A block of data
----------------------------------------
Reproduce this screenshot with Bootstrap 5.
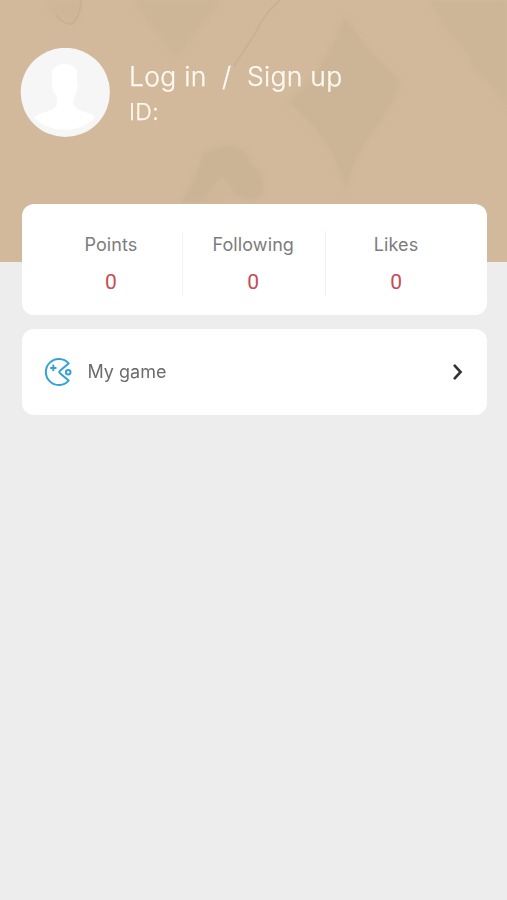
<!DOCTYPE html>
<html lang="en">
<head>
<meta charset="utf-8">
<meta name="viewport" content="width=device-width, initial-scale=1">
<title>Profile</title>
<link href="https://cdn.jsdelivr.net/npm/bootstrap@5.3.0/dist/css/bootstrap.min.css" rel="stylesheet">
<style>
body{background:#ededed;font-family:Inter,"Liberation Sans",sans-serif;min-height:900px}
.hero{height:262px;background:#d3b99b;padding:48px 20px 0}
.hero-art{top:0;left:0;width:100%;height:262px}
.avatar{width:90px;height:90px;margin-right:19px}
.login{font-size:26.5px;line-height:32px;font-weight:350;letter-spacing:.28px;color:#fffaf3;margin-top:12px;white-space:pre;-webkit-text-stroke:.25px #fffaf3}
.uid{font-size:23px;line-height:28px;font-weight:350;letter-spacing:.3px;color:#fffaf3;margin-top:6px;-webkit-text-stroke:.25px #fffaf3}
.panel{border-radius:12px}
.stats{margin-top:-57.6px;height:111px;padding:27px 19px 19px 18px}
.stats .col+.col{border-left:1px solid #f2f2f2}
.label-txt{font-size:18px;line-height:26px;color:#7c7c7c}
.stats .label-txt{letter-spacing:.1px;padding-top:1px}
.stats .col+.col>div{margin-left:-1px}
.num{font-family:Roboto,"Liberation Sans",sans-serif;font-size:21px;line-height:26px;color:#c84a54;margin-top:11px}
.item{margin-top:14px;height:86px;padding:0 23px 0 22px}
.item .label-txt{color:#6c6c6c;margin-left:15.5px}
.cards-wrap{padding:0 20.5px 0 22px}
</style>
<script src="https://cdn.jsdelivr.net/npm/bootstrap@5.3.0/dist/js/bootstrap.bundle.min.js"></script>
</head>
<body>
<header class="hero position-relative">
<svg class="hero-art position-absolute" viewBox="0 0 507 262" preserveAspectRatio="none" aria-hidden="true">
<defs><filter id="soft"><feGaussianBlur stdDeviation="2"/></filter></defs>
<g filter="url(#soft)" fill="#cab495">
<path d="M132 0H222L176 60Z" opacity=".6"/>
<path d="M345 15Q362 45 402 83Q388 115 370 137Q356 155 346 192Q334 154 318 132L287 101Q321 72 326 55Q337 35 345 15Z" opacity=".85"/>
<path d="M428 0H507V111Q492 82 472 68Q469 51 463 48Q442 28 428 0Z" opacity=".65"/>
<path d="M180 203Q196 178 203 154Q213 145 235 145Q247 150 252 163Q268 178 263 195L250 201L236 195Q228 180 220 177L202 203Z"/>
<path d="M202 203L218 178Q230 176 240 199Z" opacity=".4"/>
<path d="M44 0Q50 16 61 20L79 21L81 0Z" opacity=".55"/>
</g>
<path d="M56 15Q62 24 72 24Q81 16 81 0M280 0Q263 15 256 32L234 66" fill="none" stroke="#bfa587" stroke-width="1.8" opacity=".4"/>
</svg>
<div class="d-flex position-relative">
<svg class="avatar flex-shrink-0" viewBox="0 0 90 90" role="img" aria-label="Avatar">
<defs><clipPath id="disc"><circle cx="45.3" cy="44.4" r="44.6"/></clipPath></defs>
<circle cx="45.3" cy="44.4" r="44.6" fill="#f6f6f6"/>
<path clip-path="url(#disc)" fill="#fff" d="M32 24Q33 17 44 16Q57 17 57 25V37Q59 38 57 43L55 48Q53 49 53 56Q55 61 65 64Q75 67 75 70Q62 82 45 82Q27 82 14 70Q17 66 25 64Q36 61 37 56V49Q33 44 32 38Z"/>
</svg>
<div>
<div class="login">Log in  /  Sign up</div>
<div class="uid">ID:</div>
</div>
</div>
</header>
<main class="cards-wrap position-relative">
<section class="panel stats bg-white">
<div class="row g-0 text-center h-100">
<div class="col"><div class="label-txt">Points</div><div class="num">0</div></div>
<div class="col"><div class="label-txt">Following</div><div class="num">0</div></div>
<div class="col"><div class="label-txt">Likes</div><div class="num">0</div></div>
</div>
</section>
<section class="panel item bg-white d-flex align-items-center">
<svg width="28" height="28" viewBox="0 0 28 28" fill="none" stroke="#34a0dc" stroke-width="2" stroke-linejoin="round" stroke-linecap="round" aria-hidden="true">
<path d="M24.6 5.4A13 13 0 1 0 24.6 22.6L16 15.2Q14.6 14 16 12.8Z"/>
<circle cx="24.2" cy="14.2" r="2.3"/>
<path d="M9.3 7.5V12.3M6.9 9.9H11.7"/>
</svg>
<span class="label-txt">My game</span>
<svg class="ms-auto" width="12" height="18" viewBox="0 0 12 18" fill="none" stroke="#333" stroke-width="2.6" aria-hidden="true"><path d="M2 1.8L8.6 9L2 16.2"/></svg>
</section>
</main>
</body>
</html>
----------------------------------------
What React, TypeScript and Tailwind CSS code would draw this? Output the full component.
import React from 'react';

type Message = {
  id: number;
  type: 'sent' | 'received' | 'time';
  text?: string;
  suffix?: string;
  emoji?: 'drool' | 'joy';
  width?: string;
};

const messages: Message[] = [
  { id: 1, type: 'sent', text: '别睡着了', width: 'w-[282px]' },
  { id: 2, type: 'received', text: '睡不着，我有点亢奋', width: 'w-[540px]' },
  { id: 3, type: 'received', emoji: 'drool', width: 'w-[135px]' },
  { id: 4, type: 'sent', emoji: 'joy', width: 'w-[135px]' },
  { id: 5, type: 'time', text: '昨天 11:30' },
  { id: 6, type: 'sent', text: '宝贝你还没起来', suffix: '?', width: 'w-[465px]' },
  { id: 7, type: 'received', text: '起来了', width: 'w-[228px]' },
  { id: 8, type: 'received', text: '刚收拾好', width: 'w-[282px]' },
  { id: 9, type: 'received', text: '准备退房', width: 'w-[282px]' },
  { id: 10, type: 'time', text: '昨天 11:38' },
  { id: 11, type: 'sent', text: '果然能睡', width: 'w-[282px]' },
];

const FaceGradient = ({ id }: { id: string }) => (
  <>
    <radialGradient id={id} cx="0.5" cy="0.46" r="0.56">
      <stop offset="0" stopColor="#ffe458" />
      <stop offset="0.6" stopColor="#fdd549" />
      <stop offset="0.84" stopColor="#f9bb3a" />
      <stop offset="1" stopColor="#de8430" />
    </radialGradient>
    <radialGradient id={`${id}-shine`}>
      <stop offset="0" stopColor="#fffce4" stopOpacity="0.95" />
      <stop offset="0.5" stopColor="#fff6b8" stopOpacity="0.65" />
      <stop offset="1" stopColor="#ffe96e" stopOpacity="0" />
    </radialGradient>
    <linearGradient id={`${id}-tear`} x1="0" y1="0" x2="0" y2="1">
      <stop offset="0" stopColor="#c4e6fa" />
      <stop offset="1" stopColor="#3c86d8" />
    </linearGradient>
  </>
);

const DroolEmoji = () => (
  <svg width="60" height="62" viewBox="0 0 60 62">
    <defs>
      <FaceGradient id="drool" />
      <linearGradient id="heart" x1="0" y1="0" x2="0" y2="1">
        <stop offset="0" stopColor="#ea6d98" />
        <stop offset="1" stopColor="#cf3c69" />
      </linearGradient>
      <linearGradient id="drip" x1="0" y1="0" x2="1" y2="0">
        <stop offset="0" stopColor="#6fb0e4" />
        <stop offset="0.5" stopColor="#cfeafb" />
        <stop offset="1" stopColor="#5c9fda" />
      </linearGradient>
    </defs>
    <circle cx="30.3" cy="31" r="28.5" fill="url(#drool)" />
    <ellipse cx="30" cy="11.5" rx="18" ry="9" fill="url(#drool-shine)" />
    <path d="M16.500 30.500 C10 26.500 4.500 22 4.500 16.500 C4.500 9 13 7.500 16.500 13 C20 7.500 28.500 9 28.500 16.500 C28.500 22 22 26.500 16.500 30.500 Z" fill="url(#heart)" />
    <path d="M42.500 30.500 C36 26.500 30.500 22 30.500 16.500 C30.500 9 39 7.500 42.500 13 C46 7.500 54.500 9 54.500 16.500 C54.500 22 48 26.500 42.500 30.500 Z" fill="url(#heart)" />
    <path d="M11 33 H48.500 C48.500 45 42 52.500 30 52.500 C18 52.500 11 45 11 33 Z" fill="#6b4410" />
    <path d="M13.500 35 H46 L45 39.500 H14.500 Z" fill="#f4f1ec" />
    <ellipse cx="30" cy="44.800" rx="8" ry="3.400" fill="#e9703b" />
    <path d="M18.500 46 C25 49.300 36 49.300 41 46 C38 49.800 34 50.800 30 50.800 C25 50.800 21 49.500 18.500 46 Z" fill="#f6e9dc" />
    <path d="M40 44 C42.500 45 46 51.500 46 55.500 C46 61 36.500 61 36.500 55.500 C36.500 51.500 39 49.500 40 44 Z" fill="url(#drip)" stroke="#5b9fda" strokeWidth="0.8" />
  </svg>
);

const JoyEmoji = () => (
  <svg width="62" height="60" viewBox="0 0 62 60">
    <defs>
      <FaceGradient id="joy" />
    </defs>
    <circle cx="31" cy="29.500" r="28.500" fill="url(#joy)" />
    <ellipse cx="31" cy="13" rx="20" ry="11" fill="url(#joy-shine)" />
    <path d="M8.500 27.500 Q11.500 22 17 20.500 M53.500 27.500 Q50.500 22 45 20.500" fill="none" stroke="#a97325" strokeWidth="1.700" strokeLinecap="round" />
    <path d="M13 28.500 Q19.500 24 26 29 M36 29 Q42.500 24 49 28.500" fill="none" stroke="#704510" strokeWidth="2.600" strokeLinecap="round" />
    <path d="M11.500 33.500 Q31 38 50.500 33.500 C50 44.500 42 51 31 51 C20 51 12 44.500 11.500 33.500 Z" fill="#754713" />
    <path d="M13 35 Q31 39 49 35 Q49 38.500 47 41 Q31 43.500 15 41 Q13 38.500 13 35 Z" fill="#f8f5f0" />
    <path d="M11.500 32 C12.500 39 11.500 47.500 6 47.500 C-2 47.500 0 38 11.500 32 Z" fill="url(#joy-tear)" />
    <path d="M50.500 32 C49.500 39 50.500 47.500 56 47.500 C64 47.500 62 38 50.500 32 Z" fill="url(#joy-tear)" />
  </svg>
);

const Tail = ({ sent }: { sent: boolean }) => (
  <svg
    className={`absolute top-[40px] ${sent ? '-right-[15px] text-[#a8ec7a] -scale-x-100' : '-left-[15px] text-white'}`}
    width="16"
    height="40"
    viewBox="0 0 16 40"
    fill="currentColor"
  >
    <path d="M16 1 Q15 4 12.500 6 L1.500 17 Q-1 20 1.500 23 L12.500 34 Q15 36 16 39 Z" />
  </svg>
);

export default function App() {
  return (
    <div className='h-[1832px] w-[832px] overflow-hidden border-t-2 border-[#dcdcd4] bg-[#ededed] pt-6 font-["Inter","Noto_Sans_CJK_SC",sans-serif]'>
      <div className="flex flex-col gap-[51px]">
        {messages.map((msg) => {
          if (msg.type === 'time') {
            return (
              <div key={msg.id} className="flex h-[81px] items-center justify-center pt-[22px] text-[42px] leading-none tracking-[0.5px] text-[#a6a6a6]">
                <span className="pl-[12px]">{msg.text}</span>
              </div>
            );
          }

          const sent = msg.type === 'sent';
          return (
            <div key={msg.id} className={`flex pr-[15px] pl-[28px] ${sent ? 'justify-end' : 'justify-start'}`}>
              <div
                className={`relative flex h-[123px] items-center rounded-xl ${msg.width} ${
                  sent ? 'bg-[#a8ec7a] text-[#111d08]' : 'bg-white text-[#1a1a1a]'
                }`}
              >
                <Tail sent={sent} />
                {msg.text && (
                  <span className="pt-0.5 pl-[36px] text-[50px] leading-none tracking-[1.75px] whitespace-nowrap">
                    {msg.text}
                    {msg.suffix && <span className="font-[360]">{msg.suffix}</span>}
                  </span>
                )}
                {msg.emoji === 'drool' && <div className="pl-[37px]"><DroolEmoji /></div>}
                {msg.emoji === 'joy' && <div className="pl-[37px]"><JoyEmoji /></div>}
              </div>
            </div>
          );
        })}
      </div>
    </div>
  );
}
----------------------------------------
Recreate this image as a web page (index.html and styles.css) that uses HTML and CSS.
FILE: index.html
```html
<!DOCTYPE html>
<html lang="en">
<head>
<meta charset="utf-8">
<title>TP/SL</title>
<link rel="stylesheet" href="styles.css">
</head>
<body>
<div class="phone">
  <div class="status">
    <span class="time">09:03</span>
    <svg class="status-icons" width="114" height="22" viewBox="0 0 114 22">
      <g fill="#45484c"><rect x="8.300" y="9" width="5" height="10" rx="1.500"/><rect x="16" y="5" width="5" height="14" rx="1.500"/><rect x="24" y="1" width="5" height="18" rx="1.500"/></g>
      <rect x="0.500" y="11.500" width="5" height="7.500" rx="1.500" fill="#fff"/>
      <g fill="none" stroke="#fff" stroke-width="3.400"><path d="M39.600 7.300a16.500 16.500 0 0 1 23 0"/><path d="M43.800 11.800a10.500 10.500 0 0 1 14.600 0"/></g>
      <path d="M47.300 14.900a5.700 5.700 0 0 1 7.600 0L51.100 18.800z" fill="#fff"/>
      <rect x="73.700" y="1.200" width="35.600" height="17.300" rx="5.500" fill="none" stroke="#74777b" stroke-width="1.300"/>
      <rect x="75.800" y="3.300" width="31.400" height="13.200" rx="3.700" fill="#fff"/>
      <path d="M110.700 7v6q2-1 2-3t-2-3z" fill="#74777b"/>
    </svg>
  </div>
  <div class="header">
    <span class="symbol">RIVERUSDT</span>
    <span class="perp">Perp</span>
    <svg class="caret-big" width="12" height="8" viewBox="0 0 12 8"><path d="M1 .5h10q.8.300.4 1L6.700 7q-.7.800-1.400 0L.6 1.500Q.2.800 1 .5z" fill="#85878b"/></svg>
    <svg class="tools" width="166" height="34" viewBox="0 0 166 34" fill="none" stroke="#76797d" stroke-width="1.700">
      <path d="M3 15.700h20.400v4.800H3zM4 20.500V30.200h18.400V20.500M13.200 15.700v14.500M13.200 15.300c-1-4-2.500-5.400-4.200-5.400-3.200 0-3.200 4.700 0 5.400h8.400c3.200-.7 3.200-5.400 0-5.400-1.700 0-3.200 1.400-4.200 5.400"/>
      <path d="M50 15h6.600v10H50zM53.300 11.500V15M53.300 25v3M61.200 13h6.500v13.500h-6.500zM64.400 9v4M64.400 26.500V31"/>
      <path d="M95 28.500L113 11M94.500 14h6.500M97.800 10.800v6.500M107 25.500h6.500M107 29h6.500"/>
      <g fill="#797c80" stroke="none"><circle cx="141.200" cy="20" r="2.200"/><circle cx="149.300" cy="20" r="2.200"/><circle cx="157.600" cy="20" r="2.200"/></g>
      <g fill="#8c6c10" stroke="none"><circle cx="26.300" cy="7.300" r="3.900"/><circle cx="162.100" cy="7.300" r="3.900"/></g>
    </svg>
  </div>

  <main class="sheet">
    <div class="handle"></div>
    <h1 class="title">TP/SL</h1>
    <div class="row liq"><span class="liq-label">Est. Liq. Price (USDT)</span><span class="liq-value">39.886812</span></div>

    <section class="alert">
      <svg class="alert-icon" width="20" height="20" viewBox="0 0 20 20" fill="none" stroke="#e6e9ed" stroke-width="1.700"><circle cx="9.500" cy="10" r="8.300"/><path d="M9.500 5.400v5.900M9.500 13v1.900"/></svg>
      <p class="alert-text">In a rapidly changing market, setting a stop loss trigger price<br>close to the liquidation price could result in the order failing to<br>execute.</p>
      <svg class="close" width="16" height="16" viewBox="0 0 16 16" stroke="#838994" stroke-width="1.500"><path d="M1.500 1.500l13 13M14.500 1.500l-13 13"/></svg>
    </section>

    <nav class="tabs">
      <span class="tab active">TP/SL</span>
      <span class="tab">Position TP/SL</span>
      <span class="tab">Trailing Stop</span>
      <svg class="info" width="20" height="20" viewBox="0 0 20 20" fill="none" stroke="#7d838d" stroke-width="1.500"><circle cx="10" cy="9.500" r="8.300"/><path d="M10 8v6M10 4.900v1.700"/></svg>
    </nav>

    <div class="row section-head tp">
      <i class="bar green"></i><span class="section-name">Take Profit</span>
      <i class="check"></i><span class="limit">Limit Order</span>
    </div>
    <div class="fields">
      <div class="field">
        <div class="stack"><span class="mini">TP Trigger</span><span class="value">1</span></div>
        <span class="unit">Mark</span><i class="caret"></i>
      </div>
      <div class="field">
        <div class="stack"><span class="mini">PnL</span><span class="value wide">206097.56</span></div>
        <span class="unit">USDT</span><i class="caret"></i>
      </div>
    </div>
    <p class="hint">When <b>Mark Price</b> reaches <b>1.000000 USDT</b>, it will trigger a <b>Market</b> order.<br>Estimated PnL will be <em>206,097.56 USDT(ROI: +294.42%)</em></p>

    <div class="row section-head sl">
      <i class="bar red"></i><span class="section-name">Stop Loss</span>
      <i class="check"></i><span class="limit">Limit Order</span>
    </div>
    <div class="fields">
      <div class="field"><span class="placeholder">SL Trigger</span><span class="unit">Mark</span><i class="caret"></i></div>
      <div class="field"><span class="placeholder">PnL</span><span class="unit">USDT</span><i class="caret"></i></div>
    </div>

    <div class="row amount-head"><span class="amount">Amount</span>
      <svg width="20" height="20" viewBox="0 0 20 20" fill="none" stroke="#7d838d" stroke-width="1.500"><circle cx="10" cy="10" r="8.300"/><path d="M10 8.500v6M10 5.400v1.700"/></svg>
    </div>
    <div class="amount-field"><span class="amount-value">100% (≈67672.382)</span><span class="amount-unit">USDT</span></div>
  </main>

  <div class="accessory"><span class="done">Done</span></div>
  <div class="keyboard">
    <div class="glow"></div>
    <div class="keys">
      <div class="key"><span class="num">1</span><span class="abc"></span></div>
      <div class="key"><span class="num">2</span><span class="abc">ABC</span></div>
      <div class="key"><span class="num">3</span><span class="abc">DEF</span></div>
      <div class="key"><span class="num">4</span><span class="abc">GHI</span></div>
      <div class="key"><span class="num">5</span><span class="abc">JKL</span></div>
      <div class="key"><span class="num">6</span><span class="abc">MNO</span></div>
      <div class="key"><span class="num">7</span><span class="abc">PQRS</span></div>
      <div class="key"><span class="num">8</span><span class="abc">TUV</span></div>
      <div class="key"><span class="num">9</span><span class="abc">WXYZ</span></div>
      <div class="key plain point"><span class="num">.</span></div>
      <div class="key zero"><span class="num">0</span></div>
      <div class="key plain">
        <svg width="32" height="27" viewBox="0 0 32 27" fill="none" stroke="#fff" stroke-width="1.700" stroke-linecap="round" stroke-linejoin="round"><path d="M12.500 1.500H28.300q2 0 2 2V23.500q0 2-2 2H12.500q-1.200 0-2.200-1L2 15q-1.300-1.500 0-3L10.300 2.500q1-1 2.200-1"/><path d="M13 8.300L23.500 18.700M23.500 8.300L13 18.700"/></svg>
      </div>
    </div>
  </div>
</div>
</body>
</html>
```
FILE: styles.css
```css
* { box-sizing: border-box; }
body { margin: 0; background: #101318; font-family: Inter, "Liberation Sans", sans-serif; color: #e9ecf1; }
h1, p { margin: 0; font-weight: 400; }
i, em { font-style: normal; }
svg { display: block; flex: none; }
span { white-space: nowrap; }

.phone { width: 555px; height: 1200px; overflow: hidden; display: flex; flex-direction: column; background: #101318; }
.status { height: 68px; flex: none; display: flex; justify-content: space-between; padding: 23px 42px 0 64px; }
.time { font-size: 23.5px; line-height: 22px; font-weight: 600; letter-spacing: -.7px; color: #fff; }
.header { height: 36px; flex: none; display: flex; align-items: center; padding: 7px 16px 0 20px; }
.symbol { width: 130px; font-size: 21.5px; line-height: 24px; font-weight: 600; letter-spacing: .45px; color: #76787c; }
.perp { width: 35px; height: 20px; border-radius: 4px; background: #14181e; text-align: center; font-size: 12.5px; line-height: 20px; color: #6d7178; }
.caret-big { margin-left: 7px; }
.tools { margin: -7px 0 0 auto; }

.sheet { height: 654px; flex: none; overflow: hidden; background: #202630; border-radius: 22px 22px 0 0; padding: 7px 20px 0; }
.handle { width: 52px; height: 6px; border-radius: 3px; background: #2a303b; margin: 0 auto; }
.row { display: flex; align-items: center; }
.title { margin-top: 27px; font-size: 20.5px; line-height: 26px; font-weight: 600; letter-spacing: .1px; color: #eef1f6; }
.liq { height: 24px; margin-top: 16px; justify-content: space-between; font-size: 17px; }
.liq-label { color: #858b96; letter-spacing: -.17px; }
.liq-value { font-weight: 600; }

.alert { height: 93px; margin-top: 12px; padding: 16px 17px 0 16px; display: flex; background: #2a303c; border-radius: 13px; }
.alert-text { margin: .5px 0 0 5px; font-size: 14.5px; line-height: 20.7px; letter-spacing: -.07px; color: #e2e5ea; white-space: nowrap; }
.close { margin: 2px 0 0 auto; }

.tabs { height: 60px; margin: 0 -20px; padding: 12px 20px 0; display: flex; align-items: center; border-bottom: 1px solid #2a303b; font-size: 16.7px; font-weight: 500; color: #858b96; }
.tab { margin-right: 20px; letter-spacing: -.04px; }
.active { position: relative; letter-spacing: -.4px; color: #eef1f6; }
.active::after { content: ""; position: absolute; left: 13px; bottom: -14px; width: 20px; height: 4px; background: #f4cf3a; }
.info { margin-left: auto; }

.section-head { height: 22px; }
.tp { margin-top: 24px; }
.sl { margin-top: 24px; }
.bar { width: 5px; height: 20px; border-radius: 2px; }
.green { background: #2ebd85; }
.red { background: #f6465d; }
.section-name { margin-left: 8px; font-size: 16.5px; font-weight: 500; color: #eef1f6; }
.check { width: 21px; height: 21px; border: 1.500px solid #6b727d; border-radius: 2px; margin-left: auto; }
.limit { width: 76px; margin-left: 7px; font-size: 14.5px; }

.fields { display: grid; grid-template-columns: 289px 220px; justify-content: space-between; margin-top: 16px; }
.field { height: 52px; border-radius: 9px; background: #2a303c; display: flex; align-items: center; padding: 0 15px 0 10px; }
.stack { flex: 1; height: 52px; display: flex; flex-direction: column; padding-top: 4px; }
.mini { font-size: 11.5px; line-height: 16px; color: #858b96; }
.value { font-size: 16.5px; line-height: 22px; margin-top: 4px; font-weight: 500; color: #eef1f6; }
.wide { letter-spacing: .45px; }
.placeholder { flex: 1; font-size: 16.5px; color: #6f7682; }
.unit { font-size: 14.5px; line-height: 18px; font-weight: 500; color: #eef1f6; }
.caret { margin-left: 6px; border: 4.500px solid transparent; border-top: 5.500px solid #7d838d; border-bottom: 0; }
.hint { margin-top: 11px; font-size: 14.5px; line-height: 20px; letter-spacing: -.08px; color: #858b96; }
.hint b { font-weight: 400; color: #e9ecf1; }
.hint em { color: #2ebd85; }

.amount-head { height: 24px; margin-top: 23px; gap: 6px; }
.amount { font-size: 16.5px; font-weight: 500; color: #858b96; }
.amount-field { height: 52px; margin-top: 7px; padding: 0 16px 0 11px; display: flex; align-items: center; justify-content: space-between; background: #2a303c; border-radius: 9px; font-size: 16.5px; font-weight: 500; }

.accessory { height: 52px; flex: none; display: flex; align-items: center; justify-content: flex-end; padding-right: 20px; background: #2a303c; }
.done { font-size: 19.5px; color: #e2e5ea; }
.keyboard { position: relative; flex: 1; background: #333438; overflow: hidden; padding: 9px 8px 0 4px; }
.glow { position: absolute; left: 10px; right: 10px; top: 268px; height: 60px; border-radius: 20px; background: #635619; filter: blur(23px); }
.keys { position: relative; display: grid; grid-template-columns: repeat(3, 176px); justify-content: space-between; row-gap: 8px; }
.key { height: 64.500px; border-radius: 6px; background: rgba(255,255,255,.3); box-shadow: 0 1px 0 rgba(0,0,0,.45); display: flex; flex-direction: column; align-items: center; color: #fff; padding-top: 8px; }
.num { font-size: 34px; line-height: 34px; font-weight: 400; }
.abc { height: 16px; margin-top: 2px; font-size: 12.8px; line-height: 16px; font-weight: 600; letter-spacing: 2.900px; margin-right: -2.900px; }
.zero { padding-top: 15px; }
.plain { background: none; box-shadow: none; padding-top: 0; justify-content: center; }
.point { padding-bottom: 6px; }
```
----------------------------------------
● **Written problem**:
List all lines holding the string "index".

● **Exercise output**:
Recreate this image as a web page (index.html and styles.css) that uses HTML and CSS.
FILE: index.html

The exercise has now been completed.